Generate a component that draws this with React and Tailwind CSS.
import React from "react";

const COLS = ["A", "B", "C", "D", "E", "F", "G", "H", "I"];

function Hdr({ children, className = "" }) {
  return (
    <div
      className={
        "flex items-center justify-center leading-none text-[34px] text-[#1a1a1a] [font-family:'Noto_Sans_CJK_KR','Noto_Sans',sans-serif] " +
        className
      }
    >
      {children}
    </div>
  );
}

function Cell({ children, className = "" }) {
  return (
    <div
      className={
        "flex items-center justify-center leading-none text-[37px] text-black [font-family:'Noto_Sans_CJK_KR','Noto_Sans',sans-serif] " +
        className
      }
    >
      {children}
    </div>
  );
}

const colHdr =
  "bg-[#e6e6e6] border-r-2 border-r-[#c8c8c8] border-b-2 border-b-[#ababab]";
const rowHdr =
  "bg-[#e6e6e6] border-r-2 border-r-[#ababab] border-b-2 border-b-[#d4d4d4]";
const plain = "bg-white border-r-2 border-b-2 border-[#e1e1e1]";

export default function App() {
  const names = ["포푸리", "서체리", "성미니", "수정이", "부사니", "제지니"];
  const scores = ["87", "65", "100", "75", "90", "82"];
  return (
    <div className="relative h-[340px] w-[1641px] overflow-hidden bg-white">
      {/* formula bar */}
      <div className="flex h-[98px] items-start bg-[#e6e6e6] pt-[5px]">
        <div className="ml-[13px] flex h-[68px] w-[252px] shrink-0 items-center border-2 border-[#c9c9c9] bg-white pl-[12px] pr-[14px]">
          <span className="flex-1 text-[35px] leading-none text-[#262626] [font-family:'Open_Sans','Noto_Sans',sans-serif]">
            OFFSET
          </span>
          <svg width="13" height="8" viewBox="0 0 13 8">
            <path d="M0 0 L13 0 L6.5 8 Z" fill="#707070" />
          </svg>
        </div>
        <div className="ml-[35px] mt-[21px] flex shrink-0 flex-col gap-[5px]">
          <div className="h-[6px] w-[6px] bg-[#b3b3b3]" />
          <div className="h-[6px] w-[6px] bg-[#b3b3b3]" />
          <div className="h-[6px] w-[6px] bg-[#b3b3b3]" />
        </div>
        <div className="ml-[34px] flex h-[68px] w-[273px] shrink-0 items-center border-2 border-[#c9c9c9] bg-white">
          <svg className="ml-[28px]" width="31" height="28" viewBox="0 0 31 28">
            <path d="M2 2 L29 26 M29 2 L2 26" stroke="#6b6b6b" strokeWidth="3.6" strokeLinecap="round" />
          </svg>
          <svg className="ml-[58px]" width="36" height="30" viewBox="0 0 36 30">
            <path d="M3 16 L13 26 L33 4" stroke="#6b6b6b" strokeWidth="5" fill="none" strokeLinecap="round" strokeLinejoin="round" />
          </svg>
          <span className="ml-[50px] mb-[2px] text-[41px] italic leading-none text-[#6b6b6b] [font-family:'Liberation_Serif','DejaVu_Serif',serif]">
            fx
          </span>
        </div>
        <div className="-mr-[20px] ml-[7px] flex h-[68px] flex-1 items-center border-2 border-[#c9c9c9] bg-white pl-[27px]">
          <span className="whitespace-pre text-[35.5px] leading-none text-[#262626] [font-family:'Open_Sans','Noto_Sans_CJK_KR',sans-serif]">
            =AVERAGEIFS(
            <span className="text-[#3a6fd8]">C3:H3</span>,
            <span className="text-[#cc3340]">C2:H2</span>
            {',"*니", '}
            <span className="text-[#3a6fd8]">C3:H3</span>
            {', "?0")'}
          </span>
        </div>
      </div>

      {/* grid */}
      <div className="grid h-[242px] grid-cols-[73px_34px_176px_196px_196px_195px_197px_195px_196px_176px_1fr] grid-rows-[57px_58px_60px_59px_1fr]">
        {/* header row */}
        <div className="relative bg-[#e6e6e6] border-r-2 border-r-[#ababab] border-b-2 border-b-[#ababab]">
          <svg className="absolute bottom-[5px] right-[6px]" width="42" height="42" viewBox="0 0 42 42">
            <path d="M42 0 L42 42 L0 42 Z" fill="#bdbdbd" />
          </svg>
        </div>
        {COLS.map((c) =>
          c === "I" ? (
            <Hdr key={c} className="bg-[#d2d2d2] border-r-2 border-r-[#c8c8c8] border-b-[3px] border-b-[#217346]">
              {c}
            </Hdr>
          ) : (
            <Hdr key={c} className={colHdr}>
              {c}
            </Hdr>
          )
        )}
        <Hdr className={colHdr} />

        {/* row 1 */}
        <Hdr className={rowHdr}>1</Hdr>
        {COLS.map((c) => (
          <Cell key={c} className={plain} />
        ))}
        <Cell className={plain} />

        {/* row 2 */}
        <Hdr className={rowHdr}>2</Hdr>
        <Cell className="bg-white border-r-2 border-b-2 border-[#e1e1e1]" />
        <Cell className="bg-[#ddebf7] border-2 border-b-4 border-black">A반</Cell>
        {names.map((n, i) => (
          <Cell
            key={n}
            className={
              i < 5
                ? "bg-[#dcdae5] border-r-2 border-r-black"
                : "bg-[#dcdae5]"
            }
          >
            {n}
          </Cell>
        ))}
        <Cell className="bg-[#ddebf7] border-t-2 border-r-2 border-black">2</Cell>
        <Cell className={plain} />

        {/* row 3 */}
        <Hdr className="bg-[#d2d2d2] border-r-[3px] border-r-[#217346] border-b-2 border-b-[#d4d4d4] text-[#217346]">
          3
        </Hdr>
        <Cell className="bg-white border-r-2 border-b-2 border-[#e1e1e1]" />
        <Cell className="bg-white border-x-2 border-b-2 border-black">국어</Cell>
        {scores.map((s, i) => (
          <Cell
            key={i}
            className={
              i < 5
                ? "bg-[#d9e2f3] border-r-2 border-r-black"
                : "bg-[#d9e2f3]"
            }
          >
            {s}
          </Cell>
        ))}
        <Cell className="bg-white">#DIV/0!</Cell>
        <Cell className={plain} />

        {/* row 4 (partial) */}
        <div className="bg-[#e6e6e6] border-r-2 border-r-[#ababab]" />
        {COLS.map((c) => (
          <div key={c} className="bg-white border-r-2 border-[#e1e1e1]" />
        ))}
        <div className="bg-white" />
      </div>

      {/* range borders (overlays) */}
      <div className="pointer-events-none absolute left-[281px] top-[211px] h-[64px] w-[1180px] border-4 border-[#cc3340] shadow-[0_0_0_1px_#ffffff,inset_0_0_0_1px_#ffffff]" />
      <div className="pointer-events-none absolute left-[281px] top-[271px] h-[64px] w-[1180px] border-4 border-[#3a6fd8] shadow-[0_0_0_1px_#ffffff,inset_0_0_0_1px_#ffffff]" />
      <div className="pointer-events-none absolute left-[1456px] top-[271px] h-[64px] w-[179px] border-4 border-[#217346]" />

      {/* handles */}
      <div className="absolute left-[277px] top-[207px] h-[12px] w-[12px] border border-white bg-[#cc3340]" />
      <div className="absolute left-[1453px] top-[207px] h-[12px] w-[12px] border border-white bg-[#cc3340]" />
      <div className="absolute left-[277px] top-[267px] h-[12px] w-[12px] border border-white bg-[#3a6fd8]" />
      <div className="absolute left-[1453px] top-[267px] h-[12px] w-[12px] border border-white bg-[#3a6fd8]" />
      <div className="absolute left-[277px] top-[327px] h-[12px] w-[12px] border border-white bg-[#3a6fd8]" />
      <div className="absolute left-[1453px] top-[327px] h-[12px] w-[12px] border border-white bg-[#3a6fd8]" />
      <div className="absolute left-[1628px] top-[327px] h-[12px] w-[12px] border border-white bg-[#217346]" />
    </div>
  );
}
* * *
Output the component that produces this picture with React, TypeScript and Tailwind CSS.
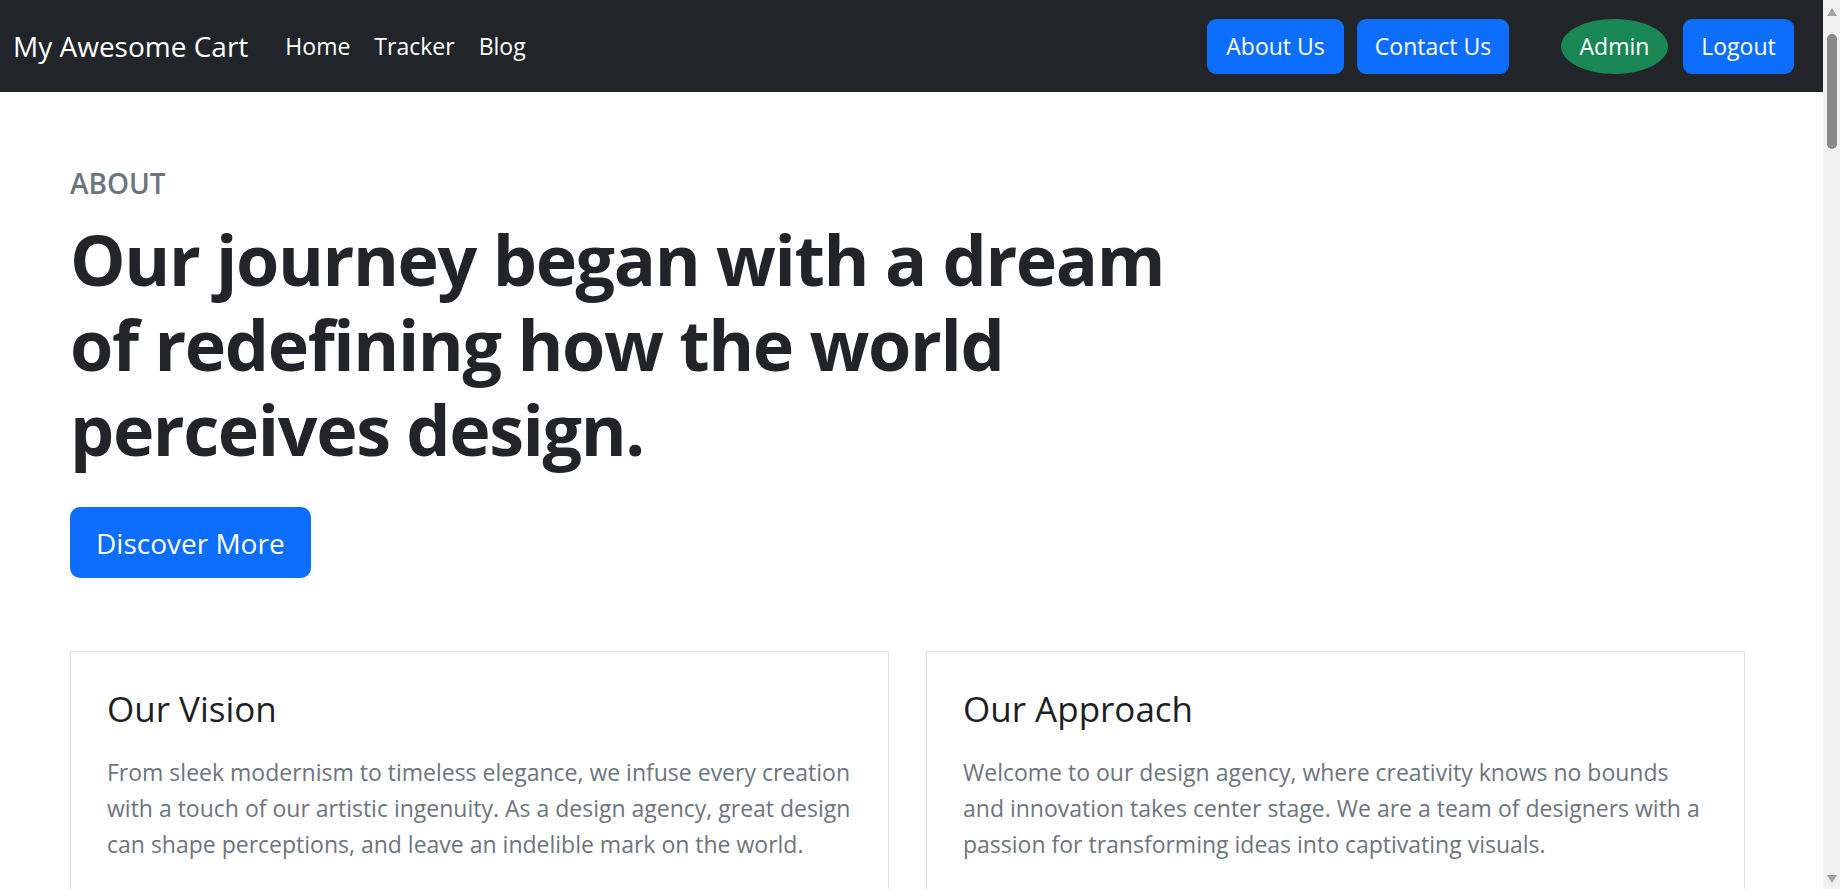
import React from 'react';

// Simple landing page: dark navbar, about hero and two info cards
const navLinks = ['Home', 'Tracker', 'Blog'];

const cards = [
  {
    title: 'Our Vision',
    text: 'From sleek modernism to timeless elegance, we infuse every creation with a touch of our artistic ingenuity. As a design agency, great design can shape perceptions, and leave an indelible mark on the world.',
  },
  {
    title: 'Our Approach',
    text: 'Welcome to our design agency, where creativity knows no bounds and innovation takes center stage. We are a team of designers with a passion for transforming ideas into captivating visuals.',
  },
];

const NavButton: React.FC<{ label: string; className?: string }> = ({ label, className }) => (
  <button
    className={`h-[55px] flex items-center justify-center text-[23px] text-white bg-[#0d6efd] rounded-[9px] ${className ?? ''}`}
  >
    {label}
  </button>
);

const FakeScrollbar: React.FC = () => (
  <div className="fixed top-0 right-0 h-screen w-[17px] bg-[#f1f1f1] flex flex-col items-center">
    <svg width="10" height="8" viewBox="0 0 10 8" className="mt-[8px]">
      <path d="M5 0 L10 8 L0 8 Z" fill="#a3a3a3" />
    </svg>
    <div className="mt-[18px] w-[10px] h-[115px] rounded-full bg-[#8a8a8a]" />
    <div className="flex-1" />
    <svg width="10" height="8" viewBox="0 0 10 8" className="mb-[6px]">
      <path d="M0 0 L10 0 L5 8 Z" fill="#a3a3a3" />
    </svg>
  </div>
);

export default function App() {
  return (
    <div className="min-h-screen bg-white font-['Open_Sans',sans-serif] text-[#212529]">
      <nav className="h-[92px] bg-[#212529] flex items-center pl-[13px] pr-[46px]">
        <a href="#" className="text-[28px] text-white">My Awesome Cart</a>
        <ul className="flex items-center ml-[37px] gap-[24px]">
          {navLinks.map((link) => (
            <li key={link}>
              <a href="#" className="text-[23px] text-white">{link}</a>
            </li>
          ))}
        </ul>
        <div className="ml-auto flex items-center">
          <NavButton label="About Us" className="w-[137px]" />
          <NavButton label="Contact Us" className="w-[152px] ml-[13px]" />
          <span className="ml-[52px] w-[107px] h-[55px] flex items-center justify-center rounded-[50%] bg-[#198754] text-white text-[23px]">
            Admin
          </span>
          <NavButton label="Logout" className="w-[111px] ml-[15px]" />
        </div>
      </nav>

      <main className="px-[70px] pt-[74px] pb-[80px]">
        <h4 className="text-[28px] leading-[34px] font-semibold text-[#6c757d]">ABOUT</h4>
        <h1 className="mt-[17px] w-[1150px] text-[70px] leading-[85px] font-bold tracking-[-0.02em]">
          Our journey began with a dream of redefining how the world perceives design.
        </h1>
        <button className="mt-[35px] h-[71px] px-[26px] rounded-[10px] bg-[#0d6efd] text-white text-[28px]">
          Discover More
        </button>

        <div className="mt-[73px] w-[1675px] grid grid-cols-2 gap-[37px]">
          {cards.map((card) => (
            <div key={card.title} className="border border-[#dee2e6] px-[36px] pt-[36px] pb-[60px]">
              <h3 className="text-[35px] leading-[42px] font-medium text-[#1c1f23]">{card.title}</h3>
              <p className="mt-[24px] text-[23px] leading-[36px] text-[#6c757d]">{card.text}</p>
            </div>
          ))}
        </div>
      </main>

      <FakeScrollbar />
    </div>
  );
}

▶ _What the exercise asks_
Return every line holding the word "that" from the records.

▶ _Task result_
Generate a component that draws this with React and Tailwind CSS.
Output the component that produces this picture with React, TypeScript and Tailwind CSS.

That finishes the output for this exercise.